Num contexto de tragédia, Eunice Paiva emerge como uma figura de caráter e de força, assumindo com coragem, dignidade e firmeza a sua vida e a dos seus filhos, numa busca incessante pela justiça. Em vez de reações emocionais, Eunice opta por se resguardar, mantendo uma postura digna, sem melodramas, quando tudo à sua volta parece desmoronar. Há uma imagem forte do filme: uma fotografia de família em que a mãe pede para todos sorrirem, vincando bem que nenhuma ditadura, seja ela qual for, consegue impedir alguém de sorrir e de lutar contra regimes totalitários. O contraste entre a tragédia que se abateu na vida da família e a forma como Eunice tenta encarar tudo isto é, a meu ver, um dos maiores sucessos deste filme.

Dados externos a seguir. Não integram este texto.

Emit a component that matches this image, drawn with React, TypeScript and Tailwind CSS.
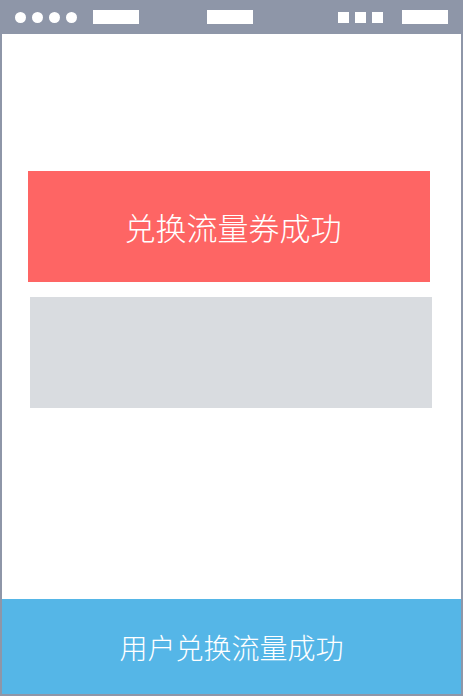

O tempo é, sem dúvida, outro dos elementos marcantes do filme: o tempo em que no Rio de Janeiro, a família Paiva – Rubens, Eunice e seus cinco filhos – vive feliz à beira da praia com uma casa de portas abertas para os amigos; o tempo em que Eunice e a sua filha de apenas 15 anos foi levada pela polícia militar para prestar declarações; o tempo em que a casa da família passou dias ocupada por militares; o tempo que corre, as memórias que ficam, as memórias e que se escondem no fundo da alma e no corpo de Eunice que vai envelhecendo e degradando ao longo do filme.
Walter Salles conseguiu imprimir uma narrativa profunda e emotiva em Ainda Estou Aqui, trazendo à tona as questões da perda, da coragem e da resiliência, enquanto retrata um dos períodos mais sombrios da história do Brasil. A obra é também uma homenagem à força de Eunice Paiva que, contra todas as adversidades, lutou em busca da verdade e tornou-se uma figura preponderante na luta pelos direitos humanos no país.
O filme que tem levado muitos espectadores às salas de cinema, em todos os países onde está em exibição, já ganhou um Globo de Ouro e está nomeado para os Óscares de Melhor Filme, Melhor Atriz (Fernanda Torres) e Melhor Filme Estrangeiro.